*Directions for this task*
Can you print the data exactly and leave out each image?

*Stored data*

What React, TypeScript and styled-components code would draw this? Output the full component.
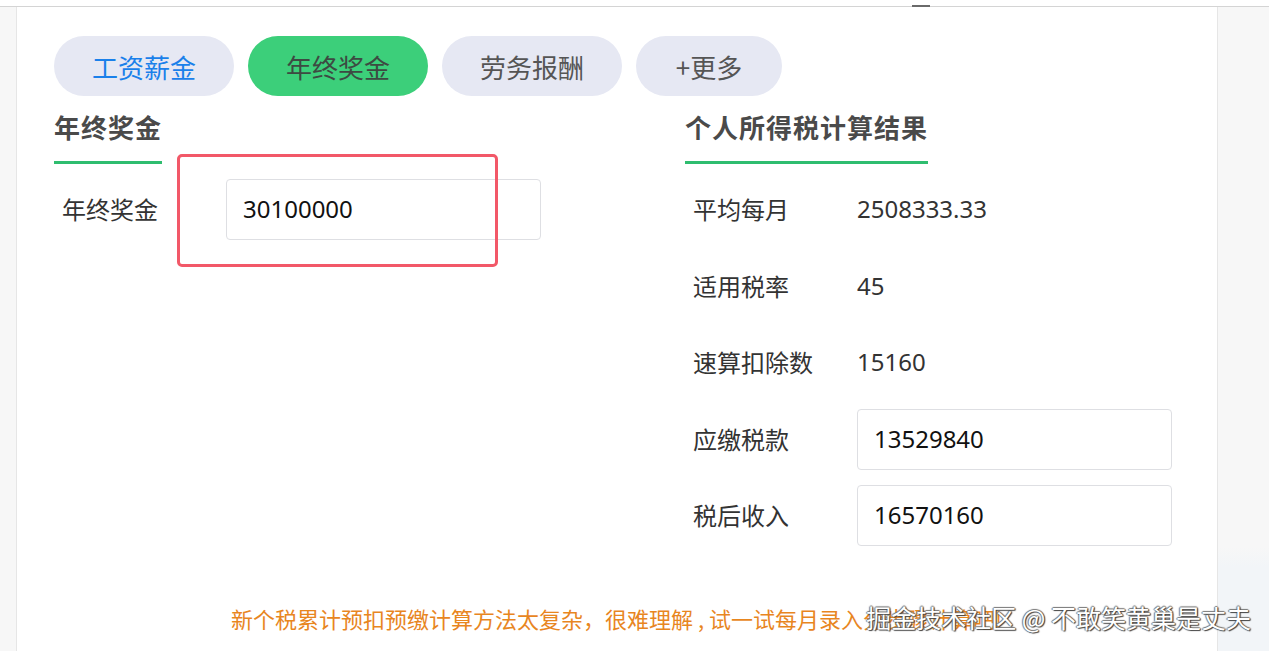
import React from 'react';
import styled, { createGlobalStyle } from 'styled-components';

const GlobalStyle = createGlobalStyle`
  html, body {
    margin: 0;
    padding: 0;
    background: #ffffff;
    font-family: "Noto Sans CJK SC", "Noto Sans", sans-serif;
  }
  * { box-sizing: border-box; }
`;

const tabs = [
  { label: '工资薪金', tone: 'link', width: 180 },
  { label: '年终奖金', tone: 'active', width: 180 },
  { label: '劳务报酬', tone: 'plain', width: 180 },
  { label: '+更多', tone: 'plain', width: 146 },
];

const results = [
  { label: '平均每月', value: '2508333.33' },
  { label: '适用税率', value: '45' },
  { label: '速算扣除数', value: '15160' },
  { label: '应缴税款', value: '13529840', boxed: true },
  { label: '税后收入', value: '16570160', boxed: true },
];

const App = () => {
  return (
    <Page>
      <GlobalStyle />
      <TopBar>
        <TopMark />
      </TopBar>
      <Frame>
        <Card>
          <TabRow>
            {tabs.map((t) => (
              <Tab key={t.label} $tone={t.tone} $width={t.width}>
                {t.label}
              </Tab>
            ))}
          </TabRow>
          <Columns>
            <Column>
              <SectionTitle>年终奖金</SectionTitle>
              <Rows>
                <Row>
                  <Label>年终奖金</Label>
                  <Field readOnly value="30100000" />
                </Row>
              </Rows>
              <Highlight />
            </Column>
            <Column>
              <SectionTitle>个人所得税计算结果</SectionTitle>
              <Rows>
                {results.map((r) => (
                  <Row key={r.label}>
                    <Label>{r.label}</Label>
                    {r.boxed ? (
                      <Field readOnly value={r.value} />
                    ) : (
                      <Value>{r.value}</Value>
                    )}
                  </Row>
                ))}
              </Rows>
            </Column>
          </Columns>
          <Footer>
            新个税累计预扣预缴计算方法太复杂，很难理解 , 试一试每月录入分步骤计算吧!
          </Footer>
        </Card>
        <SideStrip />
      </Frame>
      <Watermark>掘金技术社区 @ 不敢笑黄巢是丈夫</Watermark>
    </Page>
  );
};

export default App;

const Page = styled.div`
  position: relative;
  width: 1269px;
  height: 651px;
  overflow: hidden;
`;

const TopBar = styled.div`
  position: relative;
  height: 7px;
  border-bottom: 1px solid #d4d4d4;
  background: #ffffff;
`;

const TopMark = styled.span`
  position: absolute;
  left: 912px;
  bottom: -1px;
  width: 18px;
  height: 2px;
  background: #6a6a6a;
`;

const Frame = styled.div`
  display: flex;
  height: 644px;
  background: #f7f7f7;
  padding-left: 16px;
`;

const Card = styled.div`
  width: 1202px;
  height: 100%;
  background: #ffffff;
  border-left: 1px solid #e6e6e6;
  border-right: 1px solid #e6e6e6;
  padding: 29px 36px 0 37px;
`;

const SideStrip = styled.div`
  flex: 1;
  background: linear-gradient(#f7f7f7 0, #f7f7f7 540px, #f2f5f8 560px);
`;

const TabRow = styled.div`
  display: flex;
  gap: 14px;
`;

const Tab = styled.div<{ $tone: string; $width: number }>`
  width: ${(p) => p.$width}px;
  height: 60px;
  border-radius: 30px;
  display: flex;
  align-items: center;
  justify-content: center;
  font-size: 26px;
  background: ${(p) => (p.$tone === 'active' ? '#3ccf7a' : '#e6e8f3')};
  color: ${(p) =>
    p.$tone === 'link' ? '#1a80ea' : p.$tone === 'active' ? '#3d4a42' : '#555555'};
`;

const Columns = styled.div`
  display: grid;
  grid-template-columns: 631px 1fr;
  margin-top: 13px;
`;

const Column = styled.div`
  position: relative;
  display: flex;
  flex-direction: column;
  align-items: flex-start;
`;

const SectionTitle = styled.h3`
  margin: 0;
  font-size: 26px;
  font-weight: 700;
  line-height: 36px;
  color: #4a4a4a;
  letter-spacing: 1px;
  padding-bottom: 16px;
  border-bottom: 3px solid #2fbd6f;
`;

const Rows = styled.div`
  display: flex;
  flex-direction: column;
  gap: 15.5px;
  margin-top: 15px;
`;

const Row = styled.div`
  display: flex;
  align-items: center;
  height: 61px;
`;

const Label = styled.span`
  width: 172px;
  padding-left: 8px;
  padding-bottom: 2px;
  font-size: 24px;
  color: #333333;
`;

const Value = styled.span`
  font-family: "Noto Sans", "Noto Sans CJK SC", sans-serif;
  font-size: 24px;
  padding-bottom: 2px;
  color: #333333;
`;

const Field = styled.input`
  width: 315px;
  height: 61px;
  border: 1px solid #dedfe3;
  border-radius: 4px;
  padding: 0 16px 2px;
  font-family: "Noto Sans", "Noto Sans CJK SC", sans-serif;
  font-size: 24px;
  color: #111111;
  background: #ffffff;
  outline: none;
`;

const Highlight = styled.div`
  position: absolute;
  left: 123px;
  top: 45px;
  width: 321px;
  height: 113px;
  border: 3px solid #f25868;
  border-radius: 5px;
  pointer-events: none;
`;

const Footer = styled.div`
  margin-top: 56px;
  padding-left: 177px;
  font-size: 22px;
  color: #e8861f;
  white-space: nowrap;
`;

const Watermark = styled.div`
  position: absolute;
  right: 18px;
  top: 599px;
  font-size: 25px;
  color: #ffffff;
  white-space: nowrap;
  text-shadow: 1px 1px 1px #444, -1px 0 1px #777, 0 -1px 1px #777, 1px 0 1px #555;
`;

*Task solution*
What React, TypeScript and styled-components code would draw this? Output the full component.
import React from 'react';
import styled, { createGlobalStyle } from 'styled-components';

const GlobalStyle = createGlobalStyle`
  html, body {
    margin: 0;
    padding: 0;
    background: #ffffff;
    font-family: "Noto Sans CJK SC", "Noto Sans", sans-serif;
  }
  * { box-sizing: border-box; }
`;

const tabs = [
  { label: '工资薪金', tone: 'link', width: 180 },
  { label: '年终奖金', tone: 'active', width: 180 },
  { label: '劳务报酬', tone: 'plain', width: 180 },
  { label: '+更多', tone: 'plain', width: 146 },
];

const results = [
  { label: '平均每月', value: '2508333.33' },
  { label: '适用税率', value: '45' },
  { label: '速算扣除数', value: '15160' },
  { label: '应缴税款', value: '13529840', boxed: true },
  { label: '税后收入', value: '16570160', boxed: true },
];

const App = () => {
  return (
    <Page>
      <GlobalStyle />
      <TopBar>
        <TopMark />
      </TopBar>
      <Frame>
        <Card>
          <TabRow>
            {tabs.map((t) => (
              <Tab key={t.label} $tone={t.tone} $width={t.width}>
                {t.label}
              </Tab>
            ))}
          </TabRow>
          <Columns>
            <Column>
              <SectionTitle>年终奖金</SectionTitle>
              <Rows>
                <Row>
                  <Label>年终奖金</Label>
                  <Field readOnly value="30100000" />
                </Row>
              </Rows>
              <Highlight />
            </Column>
            <Column>
              <SectionTitle>个人所得税计算结果</SectionTitle>
              <Rows>
                {results.map((r) => (
                  <Row key={r.label}>
                    <Label>{r.label}</Label>
                    {r.boxed ? (
                      <Field readOnly value={r.value} />
                    ) : (
                      <Value>{r.value}</Value>
                    )}
                  </Row>
                ))}
              </Rows>
            </Column>
          </Columns>
          <Footer>
            新个税累计预扣预缴计算方法太复杂，很难理解 , 试一试每月录入分步骤计算吧!
          </Footer>
        </Card>
        <SideStrip />
      </Frame>
      <Watermark>掘金技术社区 @ 不敢笑黄巢是丈夫</Watermark>
    </Page>
  );
};

export default App;

const Page = styled.div`
  position: relative;
  width: 1269px;
  height: 651px;
  overflow: hidden;
`;

const TopBar = styled.div`
  position: relative;
  height: 7px;
  border-bottom: 1px solid #d4d4d4;
  background: #ffffff;
`;

const TopMark = styled.span`
  position: absolute;
  left: 912px;
  bottom: -1px;
  width: 18px;
  height: 2px;
  background: #6a6a6a;
`;

const Frame = styled.div`
  display: flex;
  height: 644px;
  background: #f7f7f7;
  padding-left: 16px;
`;

const Card = styled.div`
  width: 1202px;
  height: 100%;
  background: #ffffff;
  border-left: 1px solid #e6e6e6;
  border-right: 1px solid #e6e6e6;
  padding: 29px 36px 0 37px;
`;

const SideStrip = styled.div`
  flex: 1;
  background: linear-gradient(#f7f7f7 0, #f7f7f7 540px, #f2f5f8 560px);
`;

const TabRow = styled.div`
  display: flex;
  gap: 14px;
`;

const Tab = styled.div<{ $tone: string; $width: number }>`
  width: ${(p) => p.$width}px;
  height: 60px;
  border-radius: 30px;
  display: flex;
  align-items: center;
  justify-content: center;
  font-size: 26px;
  background: ${(p) => (p.$tone === 'active' ? '#3ccf7a' : '#e6e8f3')};
  color: ${(p) =>
    p.$tone === 'link' ? '#1a80ea' : p.$tone === 'active' ? '#3d4a42' : '#555555'};
`;

const Columns = styled.div`
  display: grid;
  grid-template-columns: 631px 1fr;
  margin-top: 13px;
`;

const Column = styled.div`
  position: relative;
  display: flex;
  flex-direction: column;
  align-items: flex-start;
`;

const SectionTitle = styled.h3`
  margin: 0;
  font-size: 26px;
  font-weight: 700;
  line-height: 36px;
  color: #4a4a4a;
  letter-spacing: 1px;
  padding-bottom: 16px;
  border-bottom: 3px solid #2fbd6f;
`;

const Rows = styled.div`
  display: flex;
  flex-direction: column;
  gap: 15.5px;
  margin-top: 15px;
`;

const Row = styled.div`
  display: flex;
  align-items: center;
  height: 61px;
`;

const Label = styled.span`
  width: 172px;
  padding-left: 8px;
  padding-bottom: 2px;
  font-size: 24px;
  color: #333333;
`;

const Value = styled.span`
  font-family: "Noto Sans", "Noto Sans CJK SC", sans-serif;
  font-size: 24px;
  padding-bottom: 2px;
  color: #333333;
`;

const Field = styled.input`
  width: 315px;
  height: 61px;
  border: 1px solid #dedfe3;
  border-radius: 4px;
  padding: 0 16px 2px;
  font-family: "Noto Sans", "Noto Sans CJK SC", sans-serif;
  font-size: 24px;
  color: #111111;
  background: #ffffff;
  outline: none;
`;

const Highlight = styled.div`
  position: absolute;
  left: 123px;
  top: 45px;
  width: 321px;
  height: 113px;
  border: 3px solid #f25868;
  border-radius: 5px;
  pointer-events: none;
`;

const Footer = styled.div`
  margin-top: 56px;
  padding-left: 177px;
  font-size: 22px;
  color: #e8861f;
  white-space: nowrap;
`;

const Watermark = styled.div`
  position: absolute;
  right: 18px;
  top: 599px;
  font-size: 25px;
  color: #ffffff;
  white-space: nowrap;
  text-shadow: 1px 1px 1px #444, -1px 0 1px #777, 0 -1px 1px #777, 1px 0 1px #555;
`;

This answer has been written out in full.